(EXERCISE AIM):
Scan the entries below. List each line with "that".

(EXTRACTED ENTRIES):
* begin *

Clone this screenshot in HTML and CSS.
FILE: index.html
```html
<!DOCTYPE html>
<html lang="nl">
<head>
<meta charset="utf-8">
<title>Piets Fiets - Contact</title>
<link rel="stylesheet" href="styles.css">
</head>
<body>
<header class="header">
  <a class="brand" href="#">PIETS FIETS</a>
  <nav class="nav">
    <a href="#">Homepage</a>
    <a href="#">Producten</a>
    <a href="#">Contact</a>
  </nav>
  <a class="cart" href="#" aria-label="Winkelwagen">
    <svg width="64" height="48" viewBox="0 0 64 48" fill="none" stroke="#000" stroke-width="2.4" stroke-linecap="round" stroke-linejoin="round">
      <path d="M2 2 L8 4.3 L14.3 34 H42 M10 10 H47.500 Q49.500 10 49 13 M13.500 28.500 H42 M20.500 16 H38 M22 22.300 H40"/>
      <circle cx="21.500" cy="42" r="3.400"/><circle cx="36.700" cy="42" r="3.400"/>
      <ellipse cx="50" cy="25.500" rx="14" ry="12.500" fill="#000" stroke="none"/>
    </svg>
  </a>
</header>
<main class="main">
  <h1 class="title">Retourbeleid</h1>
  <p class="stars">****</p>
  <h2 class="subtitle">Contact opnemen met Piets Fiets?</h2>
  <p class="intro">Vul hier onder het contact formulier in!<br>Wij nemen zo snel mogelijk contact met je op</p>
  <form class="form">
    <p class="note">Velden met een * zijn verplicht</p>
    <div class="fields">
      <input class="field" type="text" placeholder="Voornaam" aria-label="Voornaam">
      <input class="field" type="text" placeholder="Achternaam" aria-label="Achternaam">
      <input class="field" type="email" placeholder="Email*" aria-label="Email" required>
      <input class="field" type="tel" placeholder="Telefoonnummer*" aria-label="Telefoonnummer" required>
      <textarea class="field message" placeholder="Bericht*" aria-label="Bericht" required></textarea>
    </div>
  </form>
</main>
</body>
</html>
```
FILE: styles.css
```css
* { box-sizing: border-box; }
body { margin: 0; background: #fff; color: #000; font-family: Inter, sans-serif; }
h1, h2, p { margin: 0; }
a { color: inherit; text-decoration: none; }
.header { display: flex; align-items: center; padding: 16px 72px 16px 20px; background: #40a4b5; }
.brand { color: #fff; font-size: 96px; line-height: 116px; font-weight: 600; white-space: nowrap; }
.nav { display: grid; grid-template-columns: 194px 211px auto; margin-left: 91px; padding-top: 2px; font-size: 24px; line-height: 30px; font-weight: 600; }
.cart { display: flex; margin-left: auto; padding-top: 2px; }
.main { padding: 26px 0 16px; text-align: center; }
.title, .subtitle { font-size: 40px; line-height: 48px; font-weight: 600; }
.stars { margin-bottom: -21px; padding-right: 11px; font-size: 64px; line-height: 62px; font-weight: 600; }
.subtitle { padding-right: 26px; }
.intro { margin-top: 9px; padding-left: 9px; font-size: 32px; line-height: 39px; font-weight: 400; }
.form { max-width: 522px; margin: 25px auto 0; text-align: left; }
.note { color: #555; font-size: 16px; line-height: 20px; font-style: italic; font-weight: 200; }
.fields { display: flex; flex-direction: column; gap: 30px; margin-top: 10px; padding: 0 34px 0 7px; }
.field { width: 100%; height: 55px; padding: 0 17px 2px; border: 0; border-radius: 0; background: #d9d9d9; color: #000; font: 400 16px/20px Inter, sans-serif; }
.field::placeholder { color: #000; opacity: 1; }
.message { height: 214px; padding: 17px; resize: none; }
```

* end *
* begin *

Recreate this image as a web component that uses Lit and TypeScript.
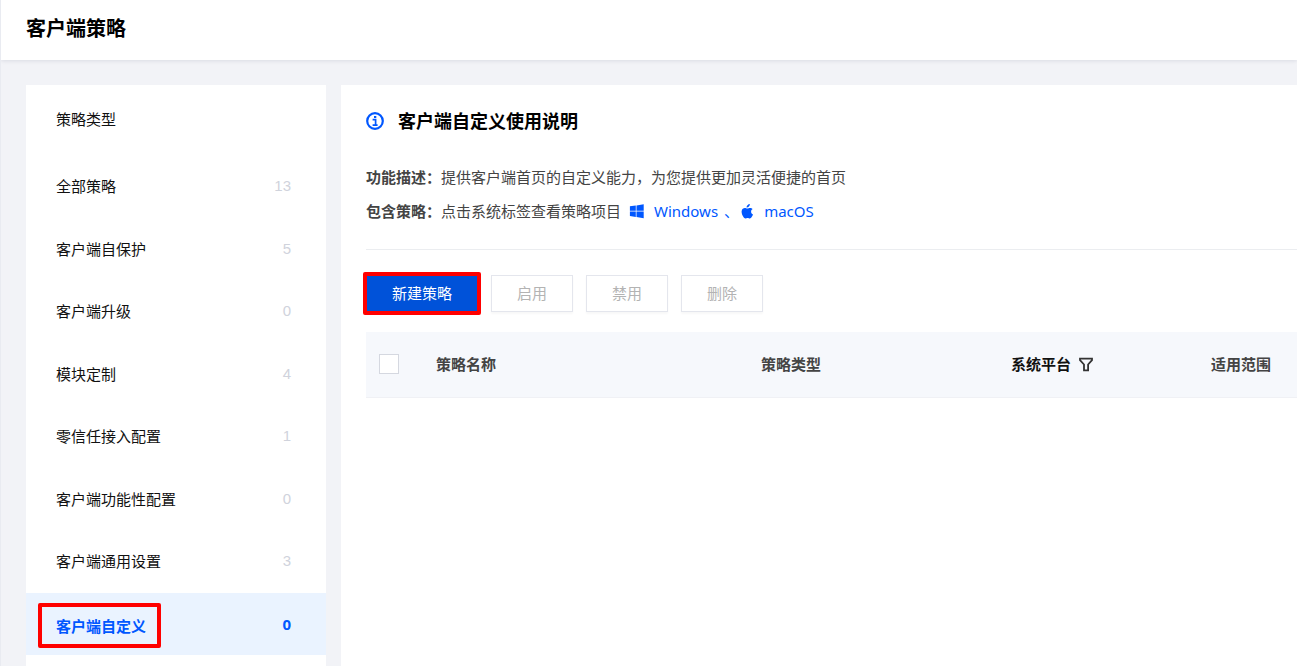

* end *
* begin *

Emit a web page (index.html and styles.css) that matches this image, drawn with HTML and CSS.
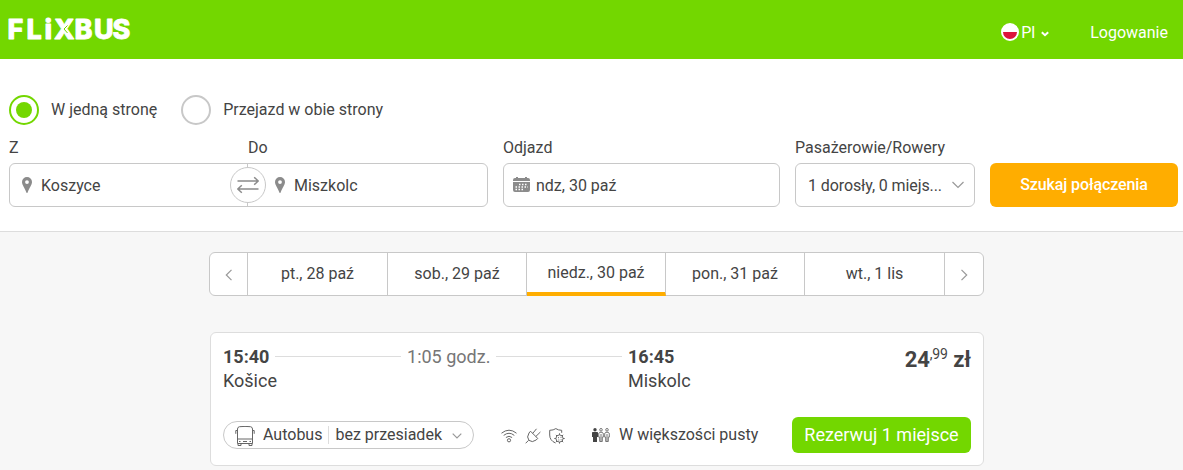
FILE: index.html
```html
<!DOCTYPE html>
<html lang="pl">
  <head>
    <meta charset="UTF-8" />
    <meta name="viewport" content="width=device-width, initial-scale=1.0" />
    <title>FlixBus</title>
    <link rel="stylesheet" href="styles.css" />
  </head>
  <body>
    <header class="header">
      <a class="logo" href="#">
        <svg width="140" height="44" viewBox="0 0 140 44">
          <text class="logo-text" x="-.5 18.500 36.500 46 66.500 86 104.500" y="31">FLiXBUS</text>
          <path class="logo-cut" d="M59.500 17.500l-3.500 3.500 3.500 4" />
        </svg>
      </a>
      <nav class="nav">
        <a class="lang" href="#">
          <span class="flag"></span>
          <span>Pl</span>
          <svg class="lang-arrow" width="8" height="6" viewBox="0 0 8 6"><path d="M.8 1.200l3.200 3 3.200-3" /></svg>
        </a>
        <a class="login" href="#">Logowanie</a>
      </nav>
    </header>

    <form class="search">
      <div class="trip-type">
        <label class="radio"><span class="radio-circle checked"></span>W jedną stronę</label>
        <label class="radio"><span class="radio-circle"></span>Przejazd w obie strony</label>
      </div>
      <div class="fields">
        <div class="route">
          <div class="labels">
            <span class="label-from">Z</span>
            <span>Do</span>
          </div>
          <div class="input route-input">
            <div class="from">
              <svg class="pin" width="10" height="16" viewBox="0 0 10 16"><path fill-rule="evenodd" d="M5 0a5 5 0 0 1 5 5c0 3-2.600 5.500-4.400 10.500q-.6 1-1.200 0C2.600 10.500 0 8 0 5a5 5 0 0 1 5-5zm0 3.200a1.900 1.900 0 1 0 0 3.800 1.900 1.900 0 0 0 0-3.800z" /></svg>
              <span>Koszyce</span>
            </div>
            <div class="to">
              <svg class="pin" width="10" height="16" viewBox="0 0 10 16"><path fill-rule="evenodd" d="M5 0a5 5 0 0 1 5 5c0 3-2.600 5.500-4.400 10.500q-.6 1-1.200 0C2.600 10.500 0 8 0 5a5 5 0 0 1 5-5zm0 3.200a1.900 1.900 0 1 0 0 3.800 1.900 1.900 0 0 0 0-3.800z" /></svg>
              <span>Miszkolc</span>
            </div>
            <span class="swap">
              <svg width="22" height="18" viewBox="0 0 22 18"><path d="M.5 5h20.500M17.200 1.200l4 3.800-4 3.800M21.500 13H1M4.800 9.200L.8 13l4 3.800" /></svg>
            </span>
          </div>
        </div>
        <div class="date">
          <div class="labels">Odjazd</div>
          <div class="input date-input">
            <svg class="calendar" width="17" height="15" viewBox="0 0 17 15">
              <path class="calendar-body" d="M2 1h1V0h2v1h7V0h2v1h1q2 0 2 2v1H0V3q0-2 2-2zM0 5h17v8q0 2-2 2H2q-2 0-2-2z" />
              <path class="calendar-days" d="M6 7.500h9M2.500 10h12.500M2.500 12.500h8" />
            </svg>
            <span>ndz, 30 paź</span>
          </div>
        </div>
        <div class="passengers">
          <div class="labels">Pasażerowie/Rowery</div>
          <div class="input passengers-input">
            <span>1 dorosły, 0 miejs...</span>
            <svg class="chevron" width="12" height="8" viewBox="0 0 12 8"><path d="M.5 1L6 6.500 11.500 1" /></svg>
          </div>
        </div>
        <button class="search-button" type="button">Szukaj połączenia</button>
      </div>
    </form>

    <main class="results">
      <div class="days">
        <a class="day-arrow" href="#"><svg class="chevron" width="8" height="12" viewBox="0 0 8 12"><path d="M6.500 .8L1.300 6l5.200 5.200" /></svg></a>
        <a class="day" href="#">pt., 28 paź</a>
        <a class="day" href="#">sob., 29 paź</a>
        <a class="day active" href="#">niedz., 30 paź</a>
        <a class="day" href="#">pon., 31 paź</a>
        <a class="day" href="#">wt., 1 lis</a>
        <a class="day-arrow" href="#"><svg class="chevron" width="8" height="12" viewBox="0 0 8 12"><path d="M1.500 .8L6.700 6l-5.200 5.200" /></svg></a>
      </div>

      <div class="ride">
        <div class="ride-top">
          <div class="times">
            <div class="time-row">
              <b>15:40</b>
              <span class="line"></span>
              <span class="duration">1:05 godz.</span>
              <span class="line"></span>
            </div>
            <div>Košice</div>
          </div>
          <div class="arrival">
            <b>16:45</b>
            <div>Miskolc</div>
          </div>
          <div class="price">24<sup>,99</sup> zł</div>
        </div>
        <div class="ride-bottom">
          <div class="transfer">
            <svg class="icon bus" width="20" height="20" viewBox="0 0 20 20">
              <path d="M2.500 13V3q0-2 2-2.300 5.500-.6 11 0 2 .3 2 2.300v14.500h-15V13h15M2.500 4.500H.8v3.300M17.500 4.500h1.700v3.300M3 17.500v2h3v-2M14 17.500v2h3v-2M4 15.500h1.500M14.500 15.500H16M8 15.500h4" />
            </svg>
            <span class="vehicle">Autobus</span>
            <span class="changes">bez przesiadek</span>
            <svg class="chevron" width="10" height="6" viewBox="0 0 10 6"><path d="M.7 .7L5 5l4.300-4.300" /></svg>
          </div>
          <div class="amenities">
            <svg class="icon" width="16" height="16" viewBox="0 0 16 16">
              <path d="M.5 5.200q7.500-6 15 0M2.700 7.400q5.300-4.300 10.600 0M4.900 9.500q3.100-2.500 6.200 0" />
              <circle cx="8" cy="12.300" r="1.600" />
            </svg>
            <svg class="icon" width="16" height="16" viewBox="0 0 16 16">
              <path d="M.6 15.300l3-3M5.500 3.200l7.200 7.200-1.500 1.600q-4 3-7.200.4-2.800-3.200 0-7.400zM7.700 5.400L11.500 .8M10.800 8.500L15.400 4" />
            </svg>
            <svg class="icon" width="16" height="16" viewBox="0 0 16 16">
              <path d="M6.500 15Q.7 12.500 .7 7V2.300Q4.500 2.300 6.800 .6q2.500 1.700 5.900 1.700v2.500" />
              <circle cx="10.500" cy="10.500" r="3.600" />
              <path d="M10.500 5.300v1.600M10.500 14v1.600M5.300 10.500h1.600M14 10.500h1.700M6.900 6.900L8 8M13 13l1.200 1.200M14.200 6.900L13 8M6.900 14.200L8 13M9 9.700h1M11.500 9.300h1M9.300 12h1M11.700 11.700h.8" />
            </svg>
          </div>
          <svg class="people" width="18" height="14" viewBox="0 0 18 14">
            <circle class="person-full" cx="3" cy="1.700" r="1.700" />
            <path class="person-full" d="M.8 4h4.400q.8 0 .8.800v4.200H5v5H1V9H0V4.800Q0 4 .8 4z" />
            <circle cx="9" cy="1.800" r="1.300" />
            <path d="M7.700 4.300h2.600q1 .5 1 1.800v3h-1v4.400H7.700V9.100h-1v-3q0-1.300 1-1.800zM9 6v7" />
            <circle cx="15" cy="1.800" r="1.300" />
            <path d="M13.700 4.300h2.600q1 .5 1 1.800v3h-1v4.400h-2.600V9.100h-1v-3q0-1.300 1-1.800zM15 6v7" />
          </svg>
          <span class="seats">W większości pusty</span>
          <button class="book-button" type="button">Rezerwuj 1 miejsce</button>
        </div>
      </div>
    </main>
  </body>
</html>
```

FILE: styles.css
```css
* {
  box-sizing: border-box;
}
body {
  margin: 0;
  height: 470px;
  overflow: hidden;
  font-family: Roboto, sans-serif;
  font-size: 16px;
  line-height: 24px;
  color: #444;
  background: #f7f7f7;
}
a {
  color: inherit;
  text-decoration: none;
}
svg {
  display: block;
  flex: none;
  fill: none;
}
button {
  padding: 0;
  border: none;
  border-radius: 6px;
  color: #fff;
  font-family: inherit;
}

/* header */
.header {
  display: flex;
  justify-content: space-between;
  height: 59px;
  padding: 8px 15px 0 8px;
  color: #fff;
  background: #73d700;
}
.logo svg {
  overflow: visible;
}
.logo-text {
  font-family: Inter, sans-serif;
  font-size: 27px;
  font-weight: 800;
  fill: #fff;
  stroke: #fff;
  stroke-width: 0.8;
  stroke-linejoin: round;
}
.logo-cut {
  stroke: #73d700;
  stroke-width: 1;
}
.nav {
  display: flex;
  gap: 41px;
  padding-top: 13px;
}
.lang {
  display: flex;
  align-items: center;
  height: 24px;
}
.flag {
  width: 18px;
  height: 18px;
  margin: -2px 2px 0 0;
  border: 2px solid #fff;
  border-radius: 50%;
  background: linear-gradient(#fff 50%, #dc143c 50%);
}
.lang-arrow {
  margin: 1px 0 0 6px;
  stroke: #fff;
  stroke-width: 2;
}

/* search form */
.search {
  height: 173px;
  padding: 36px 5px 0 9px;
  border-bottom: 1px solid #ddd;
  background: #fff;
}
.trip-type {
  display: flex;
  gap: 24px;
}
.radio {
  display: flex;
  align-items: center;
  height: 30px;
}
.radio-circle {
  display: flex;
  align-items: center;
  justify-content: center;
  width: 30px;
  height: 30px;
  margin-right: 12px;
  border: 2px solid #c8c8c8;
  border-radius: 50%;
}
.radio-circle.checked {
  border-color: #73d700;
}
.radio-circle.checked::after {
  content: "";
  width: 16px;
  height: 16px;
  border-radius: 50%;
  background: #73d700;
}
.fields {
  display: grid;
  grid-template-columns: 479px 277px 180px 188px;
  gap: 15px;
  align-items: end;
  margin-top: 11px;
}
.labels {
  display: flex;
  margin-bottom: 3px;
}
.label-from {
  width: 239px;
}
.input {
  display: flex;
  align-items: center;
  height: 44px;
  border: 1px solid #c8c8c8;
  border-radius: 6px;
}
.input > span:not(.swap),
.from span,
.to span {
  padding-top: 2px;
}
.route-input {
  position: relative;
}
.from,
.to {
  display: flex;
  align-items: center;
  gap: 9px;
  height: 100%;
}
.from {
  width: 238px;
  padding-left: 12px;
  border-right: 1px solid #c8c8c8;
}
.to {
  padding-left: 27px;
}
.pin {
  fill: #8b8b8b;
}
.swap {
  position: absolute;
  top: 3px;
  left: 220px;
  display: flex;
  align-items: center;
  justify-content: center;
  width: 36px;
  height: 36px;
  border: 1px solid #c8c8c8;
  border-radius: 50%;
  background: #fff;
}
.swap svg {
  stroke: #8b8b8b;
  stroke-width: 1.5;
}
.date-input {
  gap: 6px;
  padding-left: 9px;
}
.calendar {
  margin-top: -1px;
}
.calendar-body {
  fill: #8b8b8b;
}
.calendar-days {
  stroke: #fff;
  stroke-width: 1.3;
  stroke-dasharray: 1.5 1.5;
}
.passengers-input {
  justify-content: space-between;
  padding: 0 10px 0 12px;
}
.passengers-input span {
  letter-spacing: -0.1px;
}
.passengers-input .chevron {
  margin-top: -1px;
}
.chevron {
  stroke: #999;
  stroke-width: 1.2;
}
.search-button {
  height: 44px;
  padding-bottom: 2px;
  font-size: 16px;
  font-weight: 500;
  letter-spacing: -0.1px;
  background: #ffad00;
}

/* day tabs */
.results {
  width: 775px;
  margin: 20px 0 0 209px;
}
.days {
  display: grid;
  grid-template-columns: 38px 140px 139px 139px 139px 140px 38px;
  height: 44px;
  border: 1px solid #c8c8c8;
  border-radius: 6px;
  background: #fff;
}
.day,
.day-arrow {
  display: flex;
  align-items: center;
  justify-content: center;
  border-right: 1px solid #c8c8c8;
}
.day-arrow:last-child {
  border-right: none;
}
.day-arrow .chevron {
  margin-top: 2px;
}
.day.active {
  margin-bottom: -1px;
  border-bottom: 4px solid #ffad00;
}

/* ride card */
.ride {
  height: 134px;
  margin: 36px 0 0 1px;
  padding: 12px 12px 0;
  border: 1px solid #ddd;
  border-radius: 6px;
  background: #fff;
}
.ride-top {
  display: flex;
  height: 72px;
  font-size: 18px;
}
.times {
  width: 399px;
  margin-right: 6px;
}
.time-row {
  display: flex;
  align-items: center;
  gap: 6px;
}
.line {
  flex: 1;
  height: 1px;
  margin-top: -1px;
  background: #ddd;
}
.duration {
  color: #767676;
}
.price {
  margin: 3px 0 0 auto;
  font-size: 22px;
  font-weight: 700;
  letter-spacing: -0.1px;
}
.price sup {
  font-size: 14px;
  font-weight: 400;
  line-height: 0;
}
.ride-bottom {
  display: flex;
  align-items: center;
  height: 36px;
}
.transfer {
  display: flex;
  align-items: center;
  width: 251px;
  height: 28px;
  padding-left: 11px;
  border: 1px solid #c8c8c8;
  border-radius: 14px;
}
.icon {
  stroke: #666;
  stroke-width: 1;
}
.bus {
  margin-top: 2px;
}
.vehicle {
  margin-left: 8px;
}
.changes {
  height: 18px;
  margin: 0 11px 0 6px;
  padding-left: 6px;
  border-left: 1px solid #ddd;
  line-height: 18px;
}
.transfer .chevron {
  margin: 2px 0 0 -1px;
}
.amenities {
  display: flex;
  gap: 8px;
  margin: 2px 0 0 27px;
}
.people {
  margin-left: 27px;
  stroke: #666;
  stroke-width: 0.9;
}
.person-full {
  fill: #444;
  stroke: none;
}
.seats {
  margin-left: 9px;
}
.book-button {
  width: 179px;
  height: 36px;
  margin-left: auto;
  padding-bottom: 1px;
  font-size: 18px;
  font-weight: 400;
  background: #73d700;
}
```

* end *

(EXERCISE SOLUTION):
Recreate this image as a web component that uses Lit and TypeScript.
Emit a web page (index.html and styles.css) that matches this image, drawn with HTML and CSS.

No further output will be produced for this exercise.